Indeed, this phenomenon is well known in Yemen. As Jeremy Scahill of Nation magazine wrote after visiting Yemen earlier this year: “Since the mujahedeen war against the Soviets in Afghanistan in the 1980s and continuing after 9/11, Saleh has famously milked the threat of Al Qaeda and other militants to leverage counterterrorism funding and weapons from the United States and Saudi Arabia, to bolster his power within the country and to neutralize opponents.”
Abdulghani al-Iryani, a Yemeni political analyst, has said has much about the Saleh regime and he told Foreign Policy that the collaboration between the new US-supported Yemeni regime and al-Qaeda militants continues. “At all levels of Yemen’s political elite you have collusion and cooperation with militants and terrorists,” he said.
The piece goes through a number of examples. Yemen’s Political Security Organization (PSO) – “the government’s most powerful internal security apparatus, is deeply connected to al Qaeda” and has provided safe houses for al-Qaeda leaders when needed. The PSO and Yemen’s top political and military leaders also help individual al-Qaeda militants get out of jail and of course have conspired to help pull off some of Yemen’s high profile prison breaks wherein hundreds of al-Qaeda and Ansar al-Sharia members run free.

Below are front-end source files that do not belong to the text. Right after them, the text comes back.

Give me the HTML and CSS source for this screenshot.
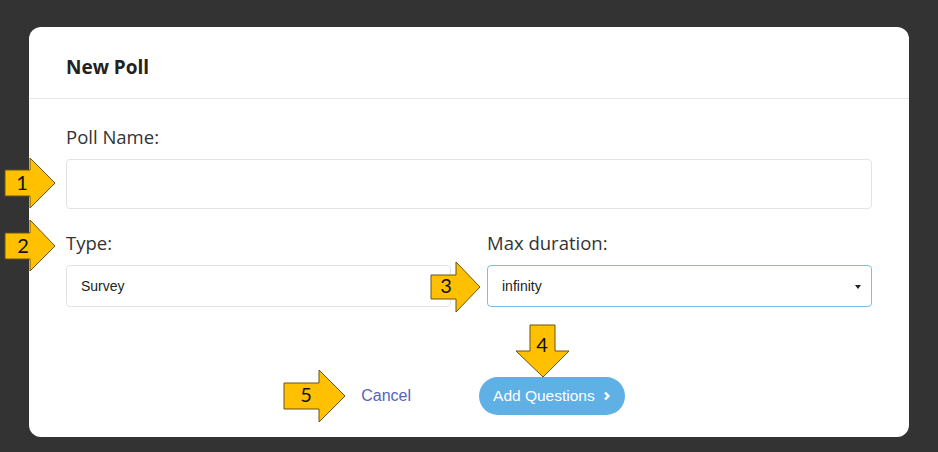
FILE: index.html
```html
<!DOCTYPE html>
<html>
<head>
<meta charset="utf-8">
<link rel="stylesheet" href="styles.css">
</head>
<body>
<div class="card">
  <div class="card-header"><h2 class="title">New Poll</h2></div>
  <div class="card-body">
    <label class="label">Poll Name:</label>
    <div class="input input-lg"></div>
    <div class="row">
      <div class="col">
        <label class="label">Type:</label>
        <div class="input">Survey</div>
      </div>
      <div class="col">
        <label class="label">Max duration:</label>
        <div class="input select">infinity<span class="caret"></span></div>
      </div>
    </div>
    <div class="actions">
      <span class="cancel">Cancel</span>
      <span class="btn">Add Questions <svg class="chev" width="8" height="10" viewBox="0 0 8 10"><path d="M2 1.5 L5.5 5 L2 8.5" fill="none" stroke="#fff" stroke-width="2.4"/></svg></span>
    </div>
  </div>
</div>
<svg class="overlay" width="938" height="452" viewBox="0 0 938 452">
  <g class="arrow">
    <polygon points="5,170 30,170 30,158 55,183 30,208 30,196 5,196"/>
    <polygon points="5,233 30,233 30,220 55,246 30,271 30,259 5,259"/>
    <polygon points="431,275 456,275 456,262 480,287 456,312 456,299 431,299"/>
    <polygon points="530,325 555,325 555,351 569,351 543,377 516,351 530,351"/>
    <polygon points="284,383 319,383 319,370 345,396 319,422 319,409 284,409"/>
  </g>
  <g class="num">
    <text x="22" y="190">1</text>
    <text x="23" y="253">2</text>
    <text x="446" y="293">3</text>
    <text x="542" y="352">4</text>
    <text x="306" y="402">5</text>
  </g>
</svg>
</body>
</html>
```
FILE: styles.css
```css
html, body {
  margin: 0;
  padding: 0;
}
body {
  background: #333333;
  width: 938px;
  height: 452px;
  overflow: hidden;
  padding: 27px 29px 0 29px;
  box-sizing: border-box;
  font-family: "Open Sans", "Noto Sans", sans-serif;
  color: #333;
}
.card {
  width: 880px;
  height: 410px;
  background: #fff;
  border-radius: 12px;
  overflow: hidden;
}
.card-header {
  height: 72px;
  border-bottom: 1px solid #e6e6e6;
  box-sizing: border-box;
  padding: 8px 37px 0 37px;
  display: flex;
  align-items: center;
}
.title {
  margin: 0;
  font-size: 19px;
  font-weight: 700;
  color: #222;
}
.card-body {
  padding: 25px 37px 0 37px;
}
.label {
  display: block;
  font-size: 18.5px;
  line-height: 26px;
  margin-bottom: 9px;
  color: #333;
}
.input {
  height: 42px;
  box-sizing: border-box;
  border: 1px solid #e3e3e3;
  border-radius: 4px;
  padding: 0 14px;
  display: flex;
  align-items: center;
  font-family: "Liberation Sans", Arial, sans-serif;
  font-size: 14px;
  color: #222;
}
.input-lg {
  height: 50px;
  margin-bottom: 21px;
}
.row {
  display: flex;
  gap: 36px;
}
.col {
  flex: 1;
}
.select {
  border-color: #6fc2ea;
  position: relative;
}
.caret {
  position: absolute;
  right: 10px;
  top: 19px;
  width: 0;
  height: 0;
  border-left: 3px solid transparent;
  border-right: 3px solid transparent;
  border-top: 4px solid #222;
}
.actions {
  display: flex;
  justify-content: center;
  align-items: center;
  gap: 68px;
  margin-top: 70px;
  padding-left: 48px;
}
.cancel {
  font-family: "Liberation Sans", Arial, sans-serif;
  font-size: 16px;
  color: #5563c1;
}
.btn {
  height: 38px;
  padding: 0 14px;
  border-radius: 19px;
  background: #5eb0e5;
  color: #fff;
  display: flex;
  align-items: center;
  gap: 8px;
  font-family: "Liberation Sans", Arial, sans-serif;
  font-size: 15.5px;
}
.overlay {
  position: absolute;
  left: 0;
  top: 0;
  pointer-events: none;
}
.arrow polygon {
  fill: #ffc000;
  stroke: #6b5410;
  stroke-width: 1;
}
.num text {
  font-family: "Lato", "Open Sans", sans-serif;
  font-size: 20px;
  fill: #111;
  text-anchor: middle;
}
```
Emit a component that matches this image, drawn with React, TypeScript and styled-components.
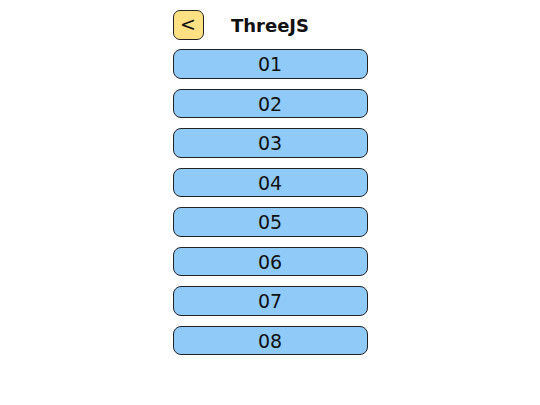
import React from "react";
import styled, { createGlobalStyle } from "styled-components";

const GlobalStyle = createGlobalStyle`
  html, body {
    margin: 0;
    padding: 0;
    background: #ffffff;
    font-family: "DejaVu Sans", Verdana, sans-serif;
  }
`;

const Page = styled.main`
  display: flex;
  justify-content: center;
  padding-top: 10px;
`;

const Column = styled.div`
  width: 195px;
  display: flex;
  flex-direction: column;
  gap: 10px;
`;

const Header = styled.header`
  display: grid;
  grid-template-columns: 31px 1fr 31px;
  align-items: center;
  height: 30px;
  margin-bottom: -1px;
`;

const BackButton = styled.button`
  width: 31px;
  height: 30px;
  padding: 0 0 2px;
  box-sizing: border-box;
  border: 1.5px solid #222;
  border-radius: 7px;
  background: #ffe082;
  color: #111;
  font-family: "DejaVu Sans", sans-serif;
  font-size: 19px;
  line-height: 1;
  cursor: pointer;
`;

const Title = styled.h1`
  margin: 0;
  text-align: center;
  font-size: 18px;
  font-weight: bold;
  color: #111;
`;

const LessonButton = styled.button`
  height: 29.5px;
  box-sizing: border-box;
  border: 1.5px solid #222;
  border-radius: 8px;
  background: #90caf9;
  color: #111;
  font-family: "DejaVu Sans", sans-serif;
  font-size: 19px;
  line-height: 1;
  padding: 2px 0 0;
  cursor: pointer;
`;

const lessons = ["01", "02", "03", "04", "05", "06", "07", "08"];

export default function App() {
  return (
    <>
      <GlobalStyle />
      <Page>
        <Column>
          <Header>
            <BackButton>&lt;</BackButton>
            <Title>ThreeJS</Title>
            <span />
          </Header>
          {lessons.map((n) => (
            <LessonButton key={n}>{n}</LessonButton>
          ))}
        </Column>
      </Page>
    </>
  );
}
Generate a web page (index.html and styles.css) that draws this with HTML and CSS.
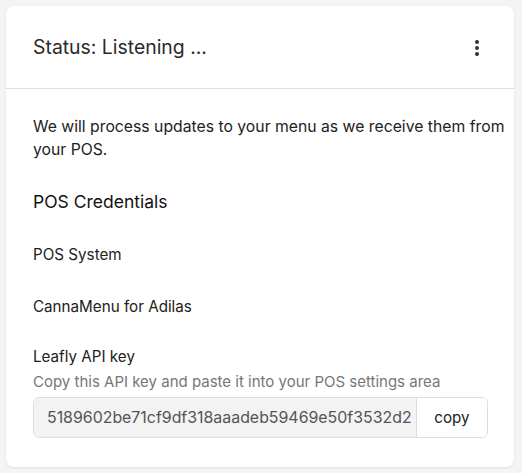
FILE: index.html
```html
<!DOCTYPE html>
<html>
<head>
<meta charset="utf-8">
<link rel="stylesheet" href="styles.css">
</head>
<body>
<div class="card">
  <div class="card-header">
    <h2 class="title">Status: Listening ...</h2>
    <button class="kebab" aria-label="More">
      <svg width="6" height="18" viewBox="0 0 6 18"><circle cx="3" cy="3" r="2" fill="#333"/><circle cx="3" cy="9" r="2" fill="#333"/><circle cx="3" cy="15" r="2" fill="#333"/></svg>
    </button>
  </div>
  <div class="card-body">
    <p class="intro">We will process updates to your menu as we receive them from your POS.</p>
    <h3 class="section-title">POS Credentials</h3>
    <div class="field-label">POS System</div>
    <div class="field-value">CannaMenu for Adilas</div>
    <div class="api">
      <div class="field-label api-label">Leafly API key</div>
      <div class="hint">Copy this API key and paste it into your POS settings area</div>
      <div class="input-group">
        <input class="key" type="text" readonly value="5189602be71cf9df318aaadeb59469e50f3532d2">
        <button class="copy">copy</button>
      </div>
    </div>
  </div>
</div>
</body>
</html>
```
FILE: styles.css
```css
* { box-sizing: border-box; }
html, body { margin: 0; padding: 0; }
body {
  background: #f4f4f4;
  font-family: "Inter", "Roboto", sans-serif;
  color: #222;
  padding: 6px 8px 6px 6px;
}
.card {
  background: #fff;
  border-radius: 8px;
  box-shadow: 0 1px 3px rgba(0,0,0,0.08);
  width: 508px;
  height: 461px;
}
.card-header {
  height: 83px;
  border-bottom: 1px solid #ddd;
  display: flex;
  align-items: center;
  justify-content: space-between;
  padding: 0 34px 0 27px;
}
.title {
  margin: 0;
  font-size: 19.4px;
  font-weight: 400;
  color: #2a2a2a;
}
.kebab {
  border: 0;
  background: none;
  padding: 0;
  display: flex;
  margin-top: 2px;
}
.card-body {
  padding: 26px 4px 0 27px;
}
.intro {
  margin: 0;
  font-size: 15.75px;
  line-height: 23px;
  color: #222;
}
.section-title {
  margin: 29px 0 0 0;
  font-size: 17.5px;
  font-weight: 400;
  line-height: 24px;
  color: #111;
}
.field-label {
  margin-top: 31px;
  font-size: 15.2px;
  line-height: 20px;
}
.field-value {
  margin-top: 32px;
  font-size: 15.2px;
  line-height: 20px;
}
.api-label { margin-top: 30px; }
.hint {
  font-size: 15px;
  line-height: 20px;
  color: #777;
  margin-top: 5px;
}
.input-group {
  display: flex;
  margin-top: 5px;
  width: 455px;
  height: 41px;
  border: 1px solid #ddd;
  border-radius: 6px;
  overflow: hidden;
}
.key {
  flex: 1;
  min-width: 0;
  border: 0;
  border-right: 1px solid #ddd;
  background: #f3f3f3;
  font-family: inherit;
  font-size: 15.9px;
  color: #555;
  padding: 0 2px 0 13px;
  outline: none;
}
.copy {
  width: 70px;
  border: 0;
  background: #fff;
  font-family: inherit;
  font-size: 15.2px;
  color: #222;
  cursor: pointer;
}
```
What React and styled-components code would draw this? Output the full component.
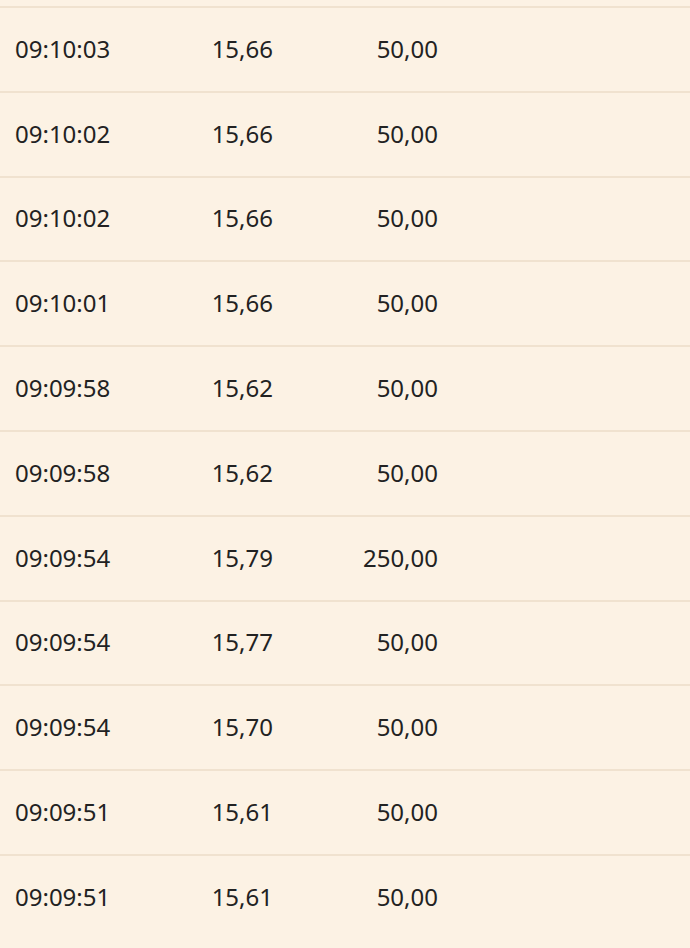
import { createGlobalStyle } from 'styled-components';
import styled from 'styled-components';

const GlobalStyle = createGlobalStyle`
  html, body {
    margin: 0;
    padding: 0;
    background: #fcf2e4;
  }
  body {
    font-family: 'Noto Sans', 'Open Sans', sans-serif;
    color: #222222;
  }
`;

const List = styled.div`
  padding-top: 6px;
`;

const Row = styled.div`
  display: grid;
  grid-template-columns: 140px 118px 165px;
  align-items: center;
  height: 82.8px;
  padding-left: 15px;
  border-top: 2px solid #f0e2cf;
  font-size: 24px;
  line-height: 1;
`;

const Cell = styled.span`
  text-align: ${props => (props.right ? 'right' : 'left')};
  white-space: nowrap;
  padding-bottom: 1px;
`;

const trades = [
  ['09:10:03', '15,66', '50,00'],
  ['09:10:02', '15,66', '50,00'],
  ['09:10:02', '15,66', '50,00'],
  ['09:10:01', '15,66', '50,00'],
  ['09:09:58', '15,62', '50,00'],
  ['09:09:58', '15,62', '50,00'],
  ['09:09:54', '15,79', '250,00'],
  ['09:09:54', '15,77', '50,00'],
  ['09:09:54', '15,70', '50,00'],
  ['09:09:51', '15,61', '50,00'],
  ['09:09:51', '15,61', '50,00'],
];

export default function App() {
  return (
    <>
      <GlobalStyle />
      <List>
        {trades.map(([time, price, volume], i) => (
          <Row key={i}>
            <Cell>{time}</Cell>
            <Cell right>{price}</Cell>
            <Cell right>{volume}</Cell>
          </Row>
        ))}
      </List>
    </>
  );
}
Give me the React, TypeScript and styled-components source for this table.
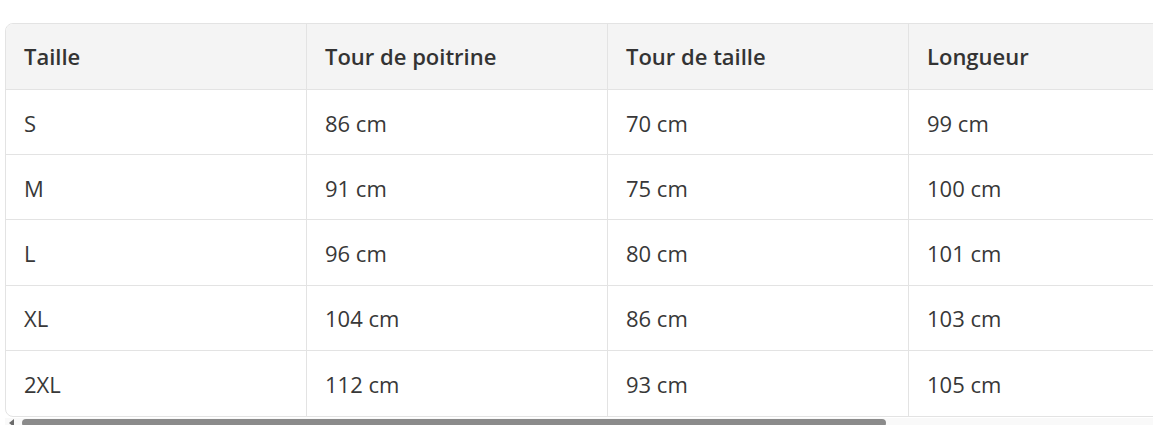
import styled, { createGlobalStyle } from 'styled-components';

const GlobalStyle = createGlobalStyle`
  html, body {
    margin: 0;
    padding: 0;
    background: #ffffff;
    overflow: hidden;
  }
  body {
    font-family: "Open Sans", "Noto Sans", sans-serif;
    color: #333333;
  }
`;

const StyledScroller = styled.div`
  margin: 23px 0 0 5px;
  width: 1158px;
  overflow: hidden;
`;

const StyledTable = styled.table`
  table-layout: fixed;
  width: 1505px;
  border-collapse: separate;
  border-spacing: 0;
  border: 1px solid #e3e3e3;
  border-radius: 8px;
  overflow: hidden;
`;

const StyledHeadCell = styled.th<{ $wide?: boolean }>`
  width: ${({ $wide }) => ($wide ? 'auto' : '301px')};
  height: 66px;
  box-sizing: border-box;
  padding: 0 18px 1px;
  background: #f4f4f4;
  text-align: left;
  font-size: 22px;
  font-weight: 600;
  color: #333333;
  border-right: 1px solid #e3e3e3;
  border-bottom: 1px solid #e3e3e3;
  &:last-child {
    border-right: none;
  }
`;

const StyledCell = styled.td<{ $last: boolean }>`
  height: 65.2px;
  box-sizing: border-box;
  padding: 1px 18px 0;
  font-size: 22px;
  font-weight: 400;
  color: #383838;
  border-right: 1px solid #e3e3e3;
  border-bottom: ${({ $last }) => ($last ? 'none' : '1px solid #e3e3e3')};
  &:last-child {
    border-right: none;
  }
`;

const StyledScrollbar = styled.div`
  display: flex;
  align-items: flex-start;
  height: 8px;
  margin-top: 1px;
  padding-left: 4px;
  background: #f9f9f9;
`;

const StyledArrow = styled.div<{ $dir: 'left' | 'right' }>`
  flex: none;
  width: 0;
  height: 0;
  margin-top: 1px;
  border-top: 4px solid transparent;
  border-bottom: 4px solid transparent;
  ${({ $dir }) =>
    $dir === 'left'
      ? 'border-right: 5px solid #6a6a6a; margin-right: 8px;'
      : 'border-left: 5px solid #6a6a6a; margin-left: auto; margin-right: 3px;'}
`;

const StyledThumb = styled.div`
  flex: none;
  width: 864px;
  height: 8px;
  margin-top: 1px;
  border-radius: 4px;
  background: #8b8b8b;
`;

const headers = ['Taille', 'Tour de poitrine', 'Tour de taille', 'Longueur'];

const rows = [
  ['S', '86 cm', '70 cm', '99 cm'],
  ['M', '91 cm', '75 cm', '100 cm'],
  ['L', '96 cm', '80 cm', '101 cm'],
  ['XL', '104 cm', '86 cm', '103 cm'],
  ['2XL', '112 cm', '93 cm', '105 cm'],
];

export default function App() {
  return (
    <>
      <GlobalStyle />
      <StyledScroller>
        <StyledTable>
          <thead>
            <tr>
              {headers.map((h, j) => (
                <StyledHeadCell key={h} $wide={j === headers.length - 1}>
                  {h}
                </StyledHeadCell>
              ))}
            </tr>
          </thead>
          <tbody>
            {rows.map((row, i) => (
              <tr key={row[0]}>
                {row.map((cell, j) => (
                  <StyledCell key={j} $last={i === rows.length - 1}>
                    {cell}
                  </StyledCell>
                ))}
              </tr>
            ))}
          </tbody>
        </StyledTable>
        <StyledScrollbar>
          <StyledArrow $dir="left" />
          <StyledThumb />
          <StyledArrow $dir="right" />
        </StyledScrollbar>
      </StyledScroller>
    </>
  );
}
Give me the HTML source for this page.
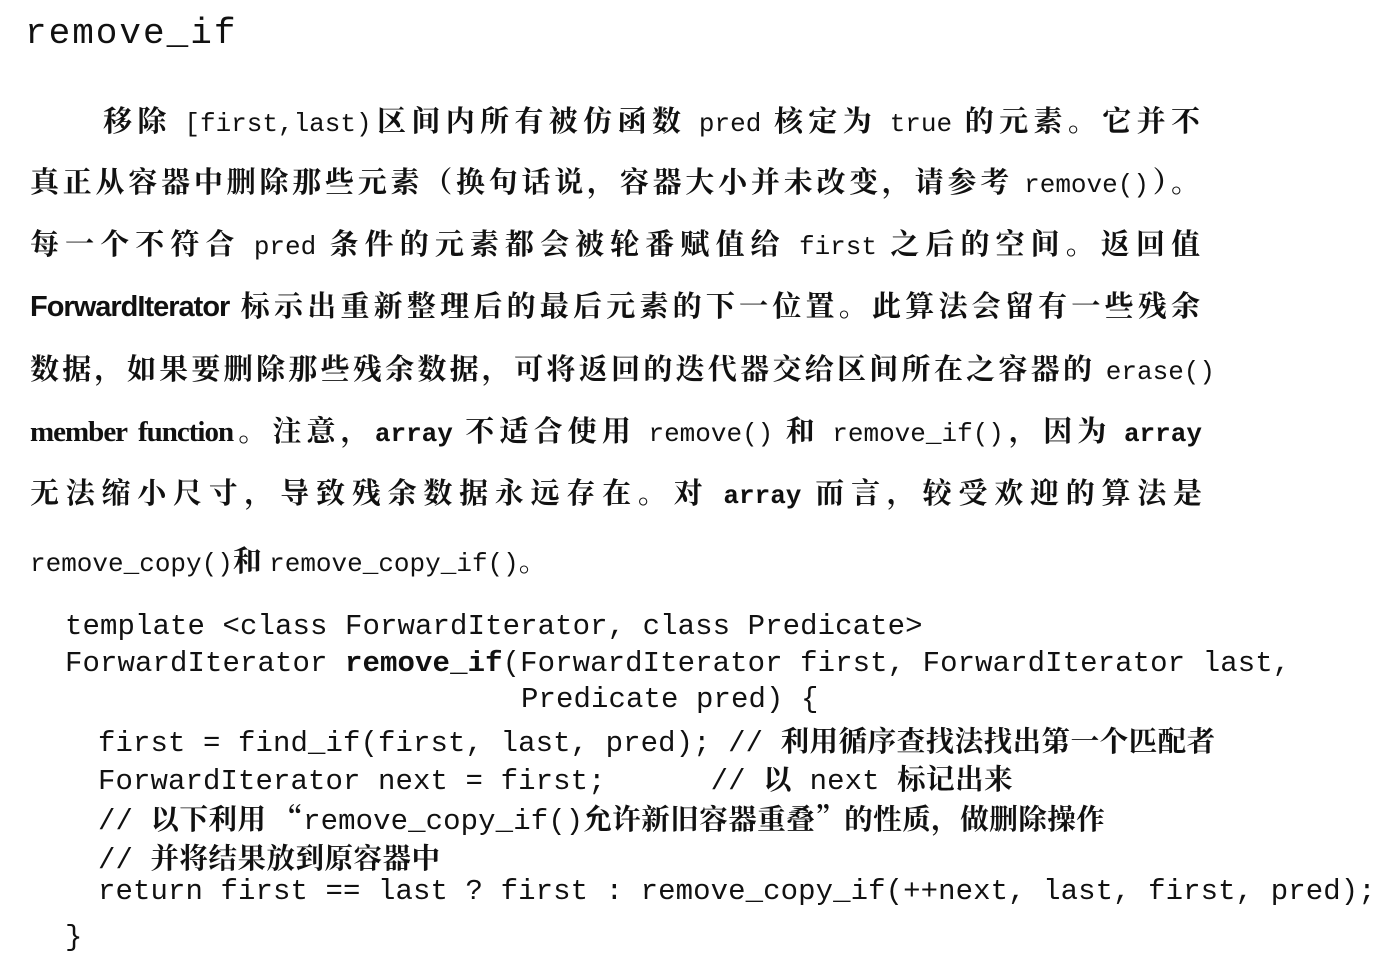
<!DOCTYPE html>
<html><head><meta charset="utf-8"><style>
body{margin:0;width:1400px;height:980px;background:#fff;position:relative;overflow:hidden;color:#111;font-family:"Liberation Serif","Noto Serif CJK SC",serif}
.l{position:absolute;white-space:nowrap;font-size:29px;line-height:36px;text-align:justify;text-align-last:justify;font-weight:bold}
.m{font-family:"Liberation Mono",monospace;font-weight:normal;font-size:26px}
.c{position:absolute;white-space:pre;font-family:"Liberation Mono",monospace;font-size:29px;line-height:36px;letter-spacing:0.1px}
.z{font-family:'Noto Serif CJK SC',serif;font-weight:bold;font-size:28.5px;letter-spacing:0.5px}
</style></head><body>
<div class="c" style="left:25px;top:16px;font-size:36px;letter-spacing:2px">remove_if</div>
<div class="l" style="left:103px;top:104px;width:1097px">移除 <span class="m">[first,last)</span>区间内所有被仿函数 <span class="m">pred</span> 核定为 <span class="m">true</span> 的元素。它并不</div>
<div class="l" style="left:30px;top:165px;width:1170px">真正从容器中删除那些元素（换句话说，容器大小并未改变，请参考 <span class="m">remove()</span>）。</div>
<div class="l" style="left:30px;top:227px;width:1170px">每一个不符合 <span class="m">pred</span> 条件的元素都会被轮番赋值给 <span class="m">first</span> 之后的空间。返回值</div>
<div class="l" style="left:30px;top:289px;width:1170px"><span style="font-family:'Liberation Sans';letter-spacing:-1px">ForwardIterator</span> 标示出重新整理后的最后元素的下一位置。此算法会留有一些残余</div>
<div class="l" style="left:30px;top:352px;width:1185px">数据，如果要删除那些残余数据，可将返回的迭代器交给区间所在之容器的 <span class="m">erase()</span></div>
<div class="l" style="left:30px;top:414px;width:1172px"><span style="letter-spacing:-1px">member function</span>。注意，<span class="m" style="font-weight:bold">array</span> 不适合使用 <span class="m">remove()</span> 和 <span class="m">remove_if()</span>，因为 <span class="m" style="font-weight:bold">array</span></div>
<div class="l" style="left:30px;top:476px;width:1172px">无法缩小尺寸，导致残余数据永远存在。对 <span class="m" style="font-weight:bold">array</span> 而言，较受欢迎的算法是</div>
<div class="l" style="left:30px;top:544px;text-align:left;text-align-last:left"><span class="m">remove_copy()</span>和 <span class="m">remove_copy_if()</span>。</div>
<div class="c" style="left:65px;top:609px">template &lt;class ForwardIterator, class Predicate&gt;</div>
<div class="c" style="left:65px;top:646px">ForwardIterator <b>remove_if</b>(ForwardIterator first, ForwardIterator last,</div>
<div class="c" style="left:521px;top:682px">Predicate pred) {</div>
<div class="c" style="left:98px;top:722px">first = find_if(first, last, pred); // <span class="z">利用循序查找法找出第一个匹配者</span></div>
<div class="c" style="left:98px;top:760px">ForwardIterator next = first;      // <span class="z">以</span> next <span class="z">标记出来</span></div>
<div class="c" style="left:98px;top:800px">// <span class="z">以下利用 “</span>remove_copy_if()<span class="z">允许新旧容器重叠”的性质，做删除操作</span></div>
<div class="c" style="left:98px;top:839px">// <span class="z">并将结果放到原容器中</span></div>
<div class="c" style="left:98px;top:874px">return first == last ? first : remove_copy_if(++next, last, first, pred);</div>
<div class="c" style="left:65px;top:920px">}</div>
</body></html>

All of this collusion is done in order to siphon off more taxpayer dollars, military training from Washington, and major weapons systems from America’s defense corporations:
As for why elements inside the Yemeni government would cooperate with or encourage al Qaeda’s activities, the benefit is clear. The United States backed Saleh’s regime with millions of dollars of assistance for his counterterrorism operations — and it now backs the Hadi government in the hope that it can eradicate the terrorist threat and stabilize Yemen. But elements in the government have an incentive to keep the pot boiling: The greater al Qaeda’s profile in Yemen, the more U.S. dollars flow to Yemeni government coffers. And with the country’s history of rampant corruption, it should shock no one if much of that foreign assistance finds its way into politicians’ pockets.
So not only is the Obama administration sending unprecedented amounts of aid and security assistance to the horrible Yemeni regime which systematically acts as al-Qaeda’s lifeline, but they are continuously bombing the “allied” country with drones, generating anti-American hatred and greater al-Qaeda recruitment. Can you imagine a policy more destructive of its stated ends?